▶ _Task description_
Extract the lines that hold the string "React".

▶ _Data segment_
--- --- ---
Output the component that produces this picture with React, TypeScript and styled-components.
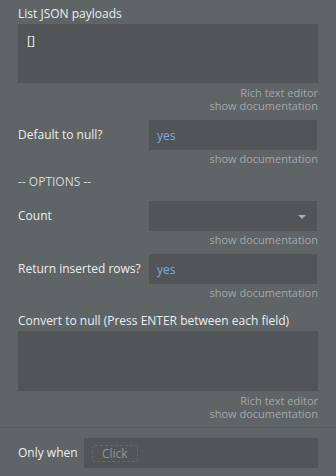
import React from "react";
import styled, { createGlobalStyle } from "styled-components";

const GlobalStyle = createGlobalStyle`
  html, body {
    margin: 0;
    padding: 0;
    background: #5f6467;
  }
  body {
    font-family: "Open Sans", "Liberation Sans", sans-serif;
    font-size: 12px;
    color: #eceeef;
  }
`;

interface Hint {
  editor?: boolean;
}

const Panel = styled.div`
  width: 336px;
  height: 476px;
  background: #5f6467;
  display: flex;
  flex-direction: column;
  box-sizing: border-box;
`;

const Body = styled.div`
  padding: 6px 18px 0 18px;
  display: flex;
  flex-direction: column;
`;

const Label = styled.div`
  line-height: 16px;
  color: #eceeef;
  white-space: nowrap;
`;

const Stacked = styled.div<{ $top?: number }>`
  display: flex;
  flex-direction: column;
  gap: 2px;
  margin-top: ${(p) => p.$top ?? 0}px;
`;

const TextArea = styled.div<{ $height: number }>`
  height: ${(p) => p.$height}px;
  background: #515558;
  box-sizing: border-box;
  padding: 8px 9px;
  line-height: 18px;
  color: #f2f2f2;
`;

const Row = styled.div<{ $top?: number }>`
  display: flex;
  align-items: center;
  margin-top: ${(p) => p.$top ?? 0}px;
`;

const RowLabel = styled(Label)`
  width: 131px;
`;

const Input = styled.div`
  position: relative;
  width: 168px;
  height: 30px;
  background: #515558;
  box-sizing: border-box;
  padding: 0 8px;
  display: flex;
  align-items: center;
  color: #7ea9de;
`;

const Caret = styled.span`
  position: absolute;
  right: 11px;
  top: 14px;
  width: 0;
  height: 0;
  border-left: 4.5px solid transparent;
  border-right: 4.5px solid transparent;
  border-top: 4.5px solid #a9acae;
`;

const Hints = styled.div<{ $top?: number }>`
  display: flex;
  flex-direction: column;
  align-items: flex-end;
  margin-top: ${(p) => p.$top ?? 2}px;
`;

const HintText = styled.span`
  font-size: 11px;
  line-height: 13px;
  color: #a4a7a9;
  white-space: nowrap;
`;

const Heading = styled(Label)<{ $top?: number }>`
  margin-top: ${(p) => p.$top ?? 0}px;
  color: #d6d8d9;
`;

const Footer = styled.div`
  margin-top: 7px;
  border-top: 1px solid #56595c;
  padding: 10px 18px 0 18px;
  display: flex;
  align-items: center;
`;

const FooterLabel = styled(Label)`
  width: 66px;
`;

const ConditionBox = styled.div`
  width: 234px;
  height: 30px;
  background: #515558;
  box-sizing: border-box;
  padding: 0 8px;
  display: flex;
  align-items: center;
`;

const ClickChip = styled.span`
  border: 1px dashed #63676a;
  border-radius: 3px;
  padding: 0 9px;
  height: 17px;
  line-height: 15px;
  box-sizing: border-box;
  color: #8f9396;
  font-size: 12px;
`;

const Docs: React.FC<Hint & { top?: number }> = ({ editor, top }) => (
  <Hints $top={top}>
    {editor && <HintText>Rich text editor</HintText>}
    <HintText>show documentation</HintText>
  </Hints>
);

export default function App() {
  return (
    <>
      <GlobalStyle />
      <Panel>
        <Body>
          <Stacked>
            <Label>List JSON payloads</Label>
            <TextArea $height={59}>[]</TextArea>
          </Stacked>
          <Docs editor top={3} />

          <Row $top={8}>
            <RowLabel>Default to null?</RowLabel>
            <Input>yes</Input>
          </Row>
          <Docs />

          <Heading $top={9}>-- OPTIONS --</Heading>

          <Row $top={11}>
            <RowLabel>Count</RowLabel>
            <Input>
              <Caret />
            </Input>
          </Row>
          <Docs />

          <Row $top={8}>
            <RowLabel>Return inserted rows?</RowLabel>
            <Input>yes</Input>
          </Row>
          <Docs />

          <Stacked $top={14}>
            <Label>Convert to null (Press ENTER between each field)</Label>
            <TextArea $height={60} />
          </Stacked>
          <Docs editor top={3} />
        </Body>

        <Footer>
          <FooterLabel>Only when</FooterLabel>
          <ConditionBox>
            <ClickChip>Click</ClickChip>
          </ConditionBox>
        </Footer>
      </Panel>
    </>
  );
}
--- --- ---
▶ _Exercise solution_
Output the component that produces this picture with React, TypeScript and styled-components.
import React from "react";
const Docs: React.FC<Hint & { top?: number }> = ({ editor, top }) => (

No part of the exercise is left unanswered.